Can I still be disfellowshipped after all these years?
It's all up to the local elders and the CO. The general "rule of thumb" was if the people in the community considered you a JW, then the elders would feel compelled to act. However, it sounds like you've moved across the country and have never gone to the new Kingdom Hall. Unless there is an overzealous CO or the local elders feel like having a df'ing party, I'd be surprised if they did anything. But remember, anything is possible with these guys.
The most important thing for you to remember is that you need to do what's best for you, your husband and your future kids. It would be nice if your mother understood and respected your freedom to choice but don't let the fear of upsetting her stop you from doing the right thing.

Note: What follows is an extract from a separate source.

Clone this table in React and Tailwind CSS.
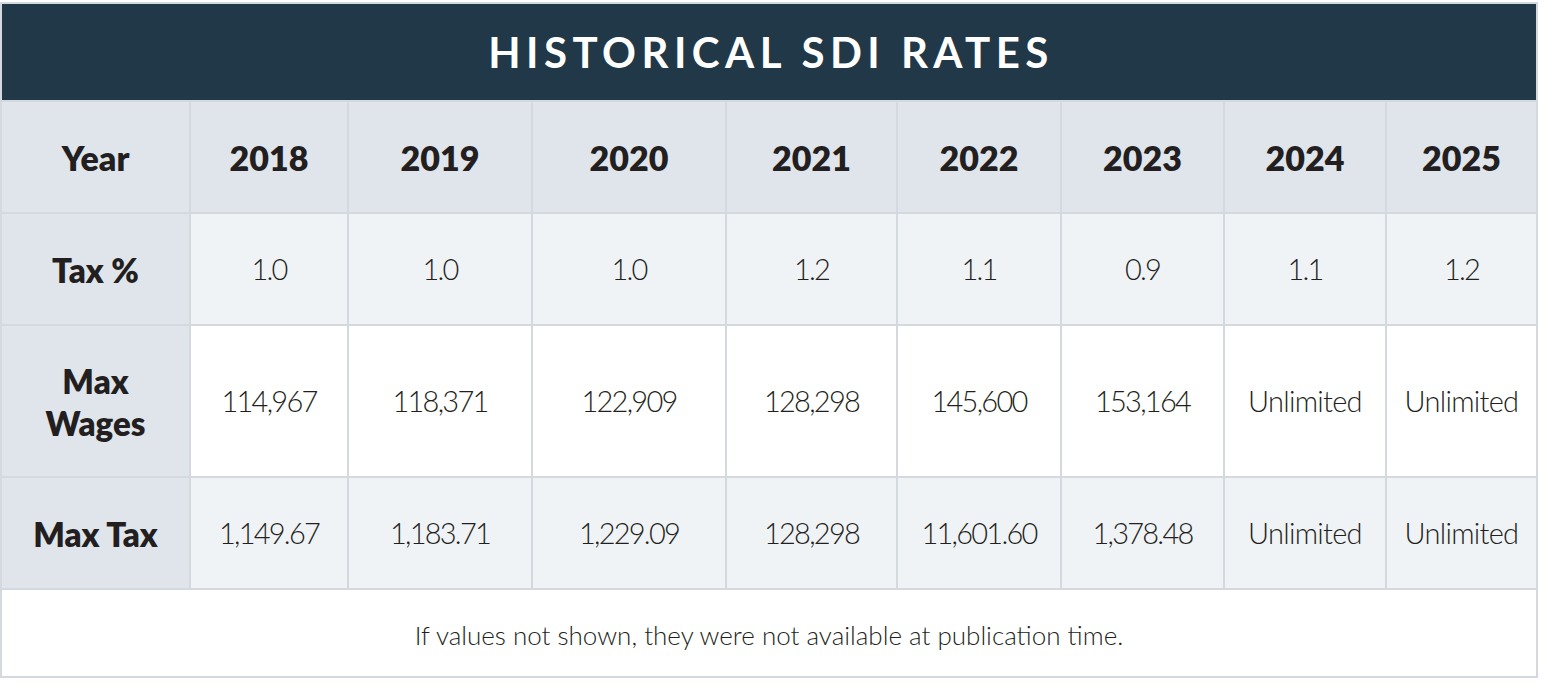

Some people fade, some people don't. I chose not to. There are pros and cons both ways. I liked the fact that I didn't have to "sneak" around or pretend to believe something is true when I know it's not only wrong but harmful. I liked sitting in front of these elders I served with and respectfully explaining why it's not the truth and that they do not have any power over me. For me, it was pure freedom. I also did it for my kids. I didn't want them to have the "outcast" JW life I had as a kid. You know what I'm talking about. Having to sit in the school library while the other kids celibrated a b-day or some holiday. BTW, you'll be overjoyed at seeing the things they will experience in their "normal" non-JW life. Things you and I missed out on.
I feel weird about starting to celebrate Christmas
I did at first but you'll find it has less to do with religion then it has to do with spending time with your family. My kids and I have been attending the family Christmas party and it's great to see aunt and uncles and cousins at least once a year.